As Vietnam expands digital reconciliation across tax filings, payroll reporting, and electronic invoice data, historical inconsistencies that previously attracted limited attention are becoming more identifiable during enforcement review.
Why regional operating models increase Vietnam tax complexity
Foreign-invested companies operating in Vietnam often manage commercial execution and local tax reporting through separate operational structures. Regional procurement teams may negotiate vendor arrangements without fully aligning documentation requirements with Vietnam’s electronic invoice rules, while centralized treasury functions may prioritize settlement efficiency over local payment administration requirements.
External accounting providers in Vietnam may also process transactions based primarily on locally available records without visibility into regional commercial arrangements or intercompany negotiations conducted outside the country. The result is often a structural disconnect between transaction design and local reporting execution. As Vietnam’s tax administration environment becomes more integrated through electronic reporting systems, coordination between headquarters, finance teams, HR functions, treasury departments, and Vietnam accounting operations is becoming increasingly important for maintaining deductibility consistency.
How foreign investors are strengthening Vietnam’s tax governance
Foreign-invested companies are increasingly redesigning financial governance systems to address Vietnam-specific deductibility considerations earlier in the transaction cycle.

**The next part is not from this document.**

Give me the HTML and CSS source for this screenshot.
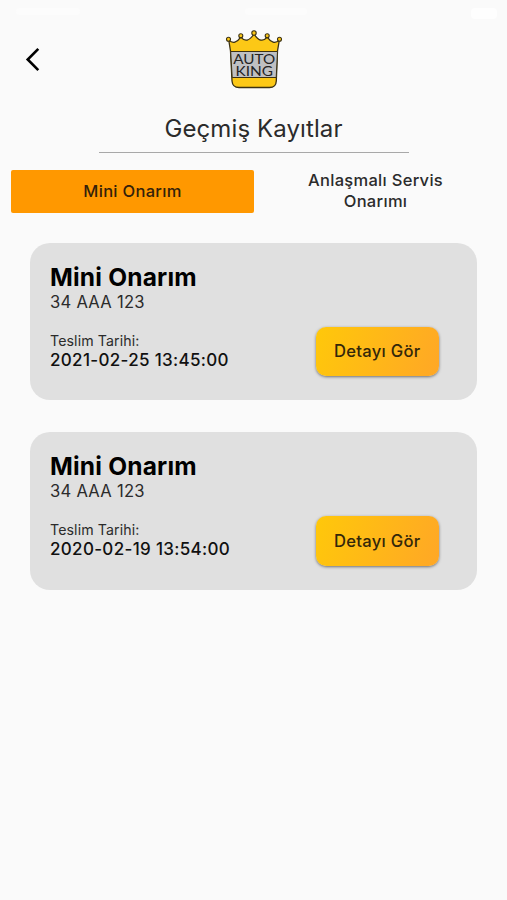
FILE: index.html
```html
<!DOCTYPE html>
<html lang="tr">
<head>
<meta charset="utf-8">
<meta name="viewport" content="width=device-width, initial-scale=1">
<title>Geçmiş Kayıtlar</title>
<link rel="stylesheet" href="styles.css">
</head>
<body>
<div class="status"><span class="status-time"></span><span class="status-notch"></span><span class="status-battery"></span></div>
<header class="topbar">
  <button class="back" aria-label="Geri">
    <svg width="18" height="26" viewBox="0 0 18 26"><path d="M14.300 1.800 3.700 12.500 14.300 23.200" fill="none" stroke="#000" stroke-width="2.6"/></svg>
  </button>
  <svg class="logo" width="80" height="80" viewBox="0 0 80 80">
    <path d="M16.500 31 14.800 20.300Q21 25.500 26.800 17.200Q33 24.500 40 14Q47 24.500 53.200 17.200Q59 25.500 65.300 20.300L63.500 31L62.300 61Q62 67.500 55.500 67.500H25Q18.500 67.500 18 61Z" fill="#fcc816" stroke="#3b3113" stroke-width="1.300"/>
    <path d="M16.700 31.500H63.500L62.200 57.500H18.200Z" fill="#bfc0c2" stroke="#3b3113" stroke-width="1"/>
    <g fill="#fcc816" stroke="#3b3113" stroke-width="1.100"><circle cx="14.500" cy="19.300" r="2"/><circle cx="26.800" cy="15.800" r="2"/><circle cx="40" cy="13" r="2.200"/><circle cx="53.200" cy="15.800" r="2"/><circle cx="65.500" cy="19.300" r="2"/></g>
    <g class="logo-text"><text x="19.300" y="43.900" textLength="42" lengthAdjust="spacingAndGlyphs">AUTO</text><text x="21.500" y="55.800" textLength="37.500" lengthAdjust="spacingAndGlyphs">KING</text></g>
  </svg>
</header>
<h1 class="title"><span>Geçmiş Kayıtlar</span></h1>
<nav class="tabs">
  <button class="tab active">Mini Onarım</button>
  <button class="tab">Anlaşmalı Servis<br>Onarımı</button>
</nav>
<main class="records">
  <article class="card">
    <div class="info">
      <h2 class="name">Mini Onarım</h2>
      <p class="plate">34 AAA 123</p>
      <p class="label">Teslim Tarihi:</p>
      <p class="date">2021-02-25 13:45:00</p>
    </div>
    <button class="detail">Detayı Gör</button>
  </article>
  <article class="card">
    <div class="info">
      <h2 class="name">Mini Onarım</h2>
      <p class="plate">34 AAA 123</p>
      <p class="label">Teslim Tarihi:</p>
      <p class="date">2020-02-19 13:54:00</p>
    </div>
    <button class="detail">Detayı Gör</button>
  </article>
</main>
</body>
</html>
```
FILE: styles.css
```css
* { box-sizing: border-box; margin: 0; padding: 0; }
body { width: 507px; height: 900px; overflow: hidden; background: #fafafa; color: #2b2b2b; font-family: Inter, "Liberation Sans", sans-serif; }
button { border: 0; background: none; font: inherit; color: inherit; }
.status { height: 20px; padding: 8px 10px 0 16px; display: flex; justify-content: space-between; }
.status span { background: #fcfcfc; border-radius: 4px; }
.status-time { width: 64px; height: 7px; }
.status-notch { width: 62px; height: 7px; }
.status .status-battery { width: 26px; height: 11px; background: #fefefe; }
.topbar { height: 80px; display: grid; grid-template-columns: 214px 80px 1fr; }
.back { width: 26px; height: 26px; margin: 27px 0 0 24px; display: flex; }
.logo-text { font-family: Lato, sans-serif; font-size: 14px; fill: #242424; }
.title { width: 310px; height: 53px; margin: 0 auto; padding-top: 14px; border-bottom: 1.5px solid #a8a8a8; text-align: center; font-size: 24px; line-height: 30px; font-weight: 400; letter-spacing: .1px; }
.tabs { display: grid; grid-template-columns: 243px 243px; height: 43.5px; margin: 16.5px 0 0 11px; }
.tab { font-size: 16.5px; line-height: 21px; font-weight: 500; letter-spacing: .3px; border-radius: 2px; }
.active { background: #ff9800; color: #33210a; }
.records { display: grid; gap: 32px; padding: 29.5px 30px 0; }
.card { display: flex; justify-content: space-between; height: 157.5px; padding: 20px 38px 0 20px; border-radius: 20px; background: #e0e0e0; }
.name { color: #000; font-size: 24.5px; line-height: 29px; font-weight: 700; letter-spacing: .2px; }
.plate { font-size: 16.6px; line-height: 20px; letter-spacing: .25px; }
.label { margin-top: 20.2px; font-size: 14.2px; line-height: 18px; letter-spacing: .1px; }
.date { color: #111; font-size: 17px; line-height: 20px; font-weight: 500; letter-spacing: .32px; }
.detail { width: 123.5px; height: 49.5px; margin-top: 64px; border-radius: 10px; background: linear-gradient(110deg, #ffc80a, #ffa726); box-shadow: 0 1px 3px rgba(0,0,0,.5); color: #33270a; font-size: 16.6px; font-weight: 500; letter-spacing: .3px; }
```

Many groups now incorporate supplier tax verification, electronic invoice validation, and payment compliance checks directly into procurement and vendor onboarding procedures to improve reporting consistency and reduce reassessment exposure.
Regional finance teams are also placing greater emphasis on aligning treasury execution, payroll administration, intercompany charging methodologies, and Vietnam entity-level accounting treatment within integrated operational control frameworks.